Earlier on today in signs that economic activity may be starting to slow down in China the recent steps to tighten monetary policy appear to be having an effect with June manufacturing PMI dropping to its lowest levels since February 2009 at 50.9 and prompting fears that it could start to contract.

Now that the Greek austerity vote has overcome both the voting hurdles placed in its path this week, the way would appear to be now clear for the next release of IMF/EU funds, which should enable Greece to meet its next payment obligations through the summer, thus buying European politicians more time to come up with some way to delay what many in the market now seems inevitable.

Continued hawkish talk from ECB President Trichet ahead of next weeks ECB rate meeting has raised market expectations of a rate hike to be a nailed on certainty.

That being the case you would expect it to be more than priced in by now.

With the small matter of Greece behind us for now investors can return their focus to more routine matters like economic data, with Euro zone and German PMI data for June due to be released later this morning. Expectations for both are expected to come in unchanged from May’s figures of 52 and 54.9 respectively.

However given yesterday’s surprising miss on German retail sales there remains a concern that the European economy could well be starting to hit a soft patch.

That appears to certainly be the case in the UK and the Bank of England will certainly be hoping that manufacturing PMI continues to hold up, with expectations of a rise to 52.3 from May’s 52.1.

A disappointing number here will push the likelihood of any talk of tightening even further into the long grass than is already the case, and could further bolster the case for Adam Posen and his continued calls for further QE. This would be particularly notable given the slightly more dovish tone being adopted by some other members of the MPC.

In the US ahead of the 4th July holiday the latest ISM figures for June has been widely anticipated due to concerns about the recovery in the US economy. The expectation is that it will slip back to 51.8 from 53.5 in May, while the prices paid component is also expected to slip back as well from 76.5 to 71.8.

University of Michigan confidence data is also due out with expectations of 72, up slightly from the previous 71.8.


EURUSD– as suspected the trend line resistance from the 1.4940 highs did indeed come into play yesterday, and the 1.4540 level has so far rebuffed attempts to break through it. This is the last remaining barrier to a return to the 1.4700 area and the highs this year.

The 55 day MA at 1.4405 now becomes a key support area now and for the downside view to remain intact we need to see the single currency break back below here to target the 1.4320/30 area and retest the key trend line support at 1.4130/40 from the May lows at 1.3970.


GBPUSD – yesterday’s moves respected both the 1.6120/30 resistance zone and the support area around the 1.5980 area referred to in yesterday’s note.

A break of 1.6120/30 could well see further gains towards 1.6200; while below the 1.5980 area retargets the lows of earlier this week around 1.5910 as well as the 1.5880 area which is the 61.8% retracement of the 1.5340/1.6745 up move.

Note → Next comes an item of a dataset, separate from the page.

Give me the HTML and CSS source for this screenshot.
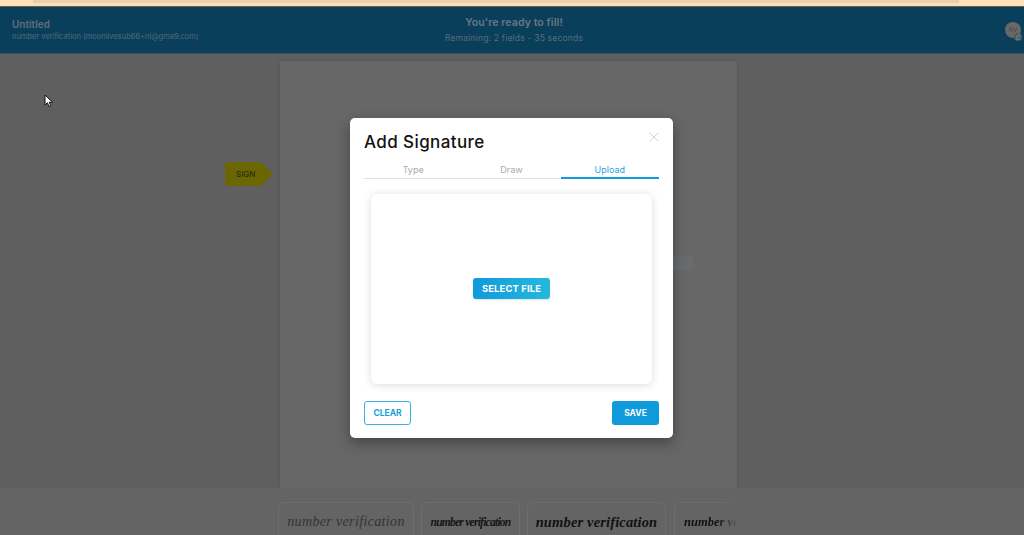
FILE: index.html
```html
<!DOCTYPE html>
<html lang="en">
<head>
    <meta charset="UTF-8">
    <meta name="viewport" content="width=device-width, initial-scale=1.0">
    <title>Add Signature</title>
    <link rel="stylesheet" href="styles.css">
</head>
<body>
    <div class="notice-strip"><div class="notice-inner"></div></div>

    <header class="topbar">
        <div class="doc-info">
            <div class="doc-title">Untitled</div>
            <div class="doc-owner">number verification (moonlivesub66+nl@gma9.com)</div>
        </div>
        <div class="fill-status">
            <div class="fill-title">You're ready to fill!</div>
            <div class="fill-remaining">Remaining: 2 fields - 35 seconds</div>
        </div>
        <div class="avatar">NV
            <span class="avatar-badge">
                <svg width="8" height="8" viewBox="0 0 8 8">
                    <path d="M4.8 1.2l1 1L3.6 4.6l-1.2.2.2-1.2zM1.5 6.3h5" stroke="#7a7f82" stroke-width="0.9" fill="none"/>
                </svg>
            </span>
        </div>
    </header>

    <main class="workspace">
        <div class="sign-tag">SIGN</div>
        <div class="paper"></div>
        <div class="field-hint"></div>
        <svg class="cursor" width="10" height="14" viewBox="0 0 10 14">
            <path d="M1 1v10l2.4-2.2L5 12.6l1.8-.8L5.2 8.2H8.6z" fill="#fff" stroke="#111" stroke-width="1"/>
        </svg>
    </main>

    <footer class="sig-strip">
        <div class="sig-card sig-one">number verification</div>
        <div class="sig-card sig-two">number verification</div>
        <div class="sig-card sig-three">number verification</div>
        <div class="sig-card sig-four">number ve</div>
    </footer>

    <div class="modal">
        <div class="modal-head">
            <h2>Add Signature</h2>
            <svg class="modal-close" width="10" height="10" viewBox="0 0 10 10">
                <path d="M.5.5l9 9M9.5.5l-9 9" stroke="#d2d2d2" stroke-width="1" fill="none"/>
            </svg>
        </div>
        <div class="tabs">
            <div class="tab">Type</div>
            <div class="tab">Draw</div>
            <div class="tab active">Upload</div>
        </div>
        <div class="upload-box">
            <button class="btn-select">SELECT FILE</button>
        </div>
        <div class="modal-actions">
            <button class="btn-clear">CLEAR</button>
            <button class="btn-save">SAVE</button>
        </div>
    </div>
</body>
</html>
```

FILE: styles.css
```css
html, body {
    height: 100%;
}

body {
    margin: 0;
    height: 535px;
    overflow: hidden;
    font-family: Inter, "Noto Sans", sans-serif;
    background-color: #5f5f5f;
    display: flex;
    flex-direction: column;
    position: relative;
}

.notice-strip {
    height: 7px;
    background-color: #fddfba;
    border-bottom: 1px solid #6b5f50;
    box-sizing: border-box;
    flex-shrink: 0;
}

.notice-inner {
    height: 3px;
    margin: 0 65px 0 33px;
    background-color: #ecd0ad;
}

/* Top bar */
.topbar {
    height: 47px;
    flex-shrink: 0;
    background-color: #0a3f5c;
    border-bottom: 1px solid #3c4f5a;
    box-sizing: border-box;
    display: grid;
    grid-template-columns: 1fr auto 1fr;
    align-items: center;
    padding: 0 3px 2px 12px;
}

.doc-title {
    font-size: 10px;
    font-weight: 600;
    color: #5f6f79;
}

.doc-owner {
    font-size: 7.5px;
    color: #54697a;
    margin-top: 2px;
}

.fill-status {
    text-align: center;
    margin-right: 5px;
}

.fill-title {
    font-size: 10.5px;
    font-weight: 600;
    color: #6b7780;
    letter-spacing: 0.1px;
}

.fill-remaining {
    font-size: 8.5px;
    color: #566b79;
    margin-top: 4px;
    letter-spacing: 0.2px;
}

.avatar {
    justify-self: end;
    width: 16px;
    height: 16px;
    border-radius: 50%;
    background-color: #686868;
    color: #4a4a4a;
    font-size: 6px;
    line-height: 16px;
    text-align: center;
    position: relative;
    top: 1px;
}

.avatar-badge {
    position: absolute;
    right: -1px;
    bottom: -3px;
    width: 8px;
    height: 8px;
    border-radius: 50%;
    background-color: #4f5a60;
    display: flex;
}

/* Document area */
.workspace {
    flex: 1;
    position: relative;
    display: flex;
    justify-content: center;
    padding-top: 7px;
    padding-right: 7px;
    box-sizing: border-box;
    overflow: hidden;
}

.paper {
    width: 457px;
    background-color: #676767;
    box-shadow: 0 0 3px rgba(0, 0, 0, 0.15);
}

.sign-tag {
    position: absolute;
    left: 225px;
    top: 108px;
    width: 48px;
    height: 24px;
    background-color: #6b6600;
    clip-path: polygon(0 2px, 2px 0, 36px 0, 48px 12px, 36px 24px, 2px 24px, 0 22px);
    color: #2c2c14;
    font-size: 8px;
    font-weight: 500;
    line-height: 24px;
    padding-left: 11px;
    box-sizing: border-box;
}

.field-hint {
    position: absolute;
    left: 660px;
    top: 202px;
    width: 33px;
    height: 14px;
    background-color: #696b6e;
}

.cursor {
    position: absolute;
    left: 44px;
    top: 40px;
}

/* Signature strip */
.sig-strip {
    height: 47px;
    flex-shrink: 0;
    background-color: #646464;
    display: flex;
    gap: 7px;
    padding: 14px 0 0 278px;
    box-sizing: border-box;
    overflow: hidden;
}

.sig-card {
    height: 40px;
    box-sizing: border-box;
    border: 1px solid #6e6e6e;
    border-radius: 6px;
    color: #222;
    font-family: "Liberation Serif", serif;
    font-style: italic;
    display: flex;
    align-items: center;
    justify-content: center;
    white-space: nowrap;
    overflow: hidden;
}

.sig-one {
    width: 136px;
    font-size: 14px;
    color: #333;
    letter-spacing: 0.35px;
}

.sig-two {
    width: 99px;
    font-size: 11.5px;
    font-weight: 700;
    color: #151515;
    letter-spacing: -0.75px;
}

.sig-three {
    width: 139px;
    font-size: 14.5px;
    font-weight: 700;
    color: #111;
    letter-spacing: 0.15px;
}

.sig-four {
    width: 64px;
    margin-left: 1px;
    font-size: 12.5px;
    font-weight: 700;
    color: #111;
    justify-content: flex-start;
    padding-left: 9px;
    -webkit-mask-image: linear-gradient(90deg, #000 68%, transparent 100%);
    mask-image: linear-gradient(90deg, #000 68%, transparent 100%);
}

/* Modal */
.modal {
    position: absolute;
    left: 350px;
    top: 118px;
    width: 323px;
    height: 320px;
    background-color: #fff;
    border-radius: 5px;
    box-shadow: 0 5px 14px rgba(0, 0, 0, 0.35);
    padding: 14px 14px 13px;
    box-sizing: border-box;
    display: flex;
    flex-direction: column;
}

.modal-head {
    display: flex;
    justify-content: space-between;
    align-items: flex-start;
}

.modal-head h2 {
    margin: 0;
    font-size: 17px;
    line-height: 20px;
    font-weight: 500;
    color: #111;
    letter-spacing: 0.4px;
}

.tabs {
    display: flex;
    margin-top: 7px;
    border-bottom: 1px solid #e2e2e2;
}

.tab {
    flex: 1;
    text-align: center;
    font-size: 9px;
    line-height: 21px;
    height: 19px;
    color: #a9a9a9;
}

.tab.active {
    color: #1fa5e0;
    border-bottom: 2px solid #0f9adb;
    margin-bottom: -1px;
    height: 18px;
}

.upload-box {
    width: 281px;
    height: 190px;
    margin: 15px auto 0;
    border-radius: 6px;
    box-shadow: 0 1px 8px rgba(0, 0, 0, 0.14);
    display: flex;
    align-items: center;
    justify-content: center;
}

button {
    font-family: inherit;
    font-weight: 700;
    border-radius: 3px;
    padding: 0;
    cursor: pointer;
}

.btn-select {
    width: 77px;
    height: 21px;
    margin-bottom: 2px;
    border: none;
    color: #fff;
    font-size: 9.3px;
    letter-spacing: 0.2px;
    background: linear-gradient(90deg, #0f9adb, #25b9de);
    box-shadow: 0 1px 2px rgba(0, 0, 0, 0.12);
}

.modal-actions {
    display: flex;
    justify-content: space-between;
    margin-top: auto;
}

.btn-clear {
    width: 47px;
    height: 24px;
    background-color: #fff;
    border: 1px solid #3db1e2;
    color: #14a2dd;
    font-size: 8.5px;
}

.btn-save {
    width: 47px;
    height: 24px;
    background-color: #0f9adb;
    border: none;
    color: #fff;
    font-size: 8.5px;
}
```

EURGBP – yesterday’s move above the 0.9000 area saw the single currency take out the May highs around 0.9045 and extend towards 0.9070, its highest levels since May 2010.

The daily long legged doji candle posted on Tuesday proved to be somewhat of a false signal and it looks like we could well see a test of the May 2010 highs around 0.9150.

It now looks as if it will take some move to undermine the upward momentum of the past few days but a move below 0.9000 could well be the first evidence of a correction lower. The four hourly charts are extremely overbought; however it would need a sustained break back below the 0.8940 area to shift the focus back towards 0.8850.


USDJPY – another push higher in 10 year US bond yields has seen a break of the 200 day MA at 3.12% which assuming the turnaround can be maintained should keep the dollar yen underpinned.

So far there hasn’t been enough momentum to take dollar beyond the 55 day MA at 81.30 which is needed to signal the next leg higher towards the May highs at 82.00.

For now the 80.00 level remains fairly solid support while a slide below 79.80 could well see a re-test of the May lows at 79.50.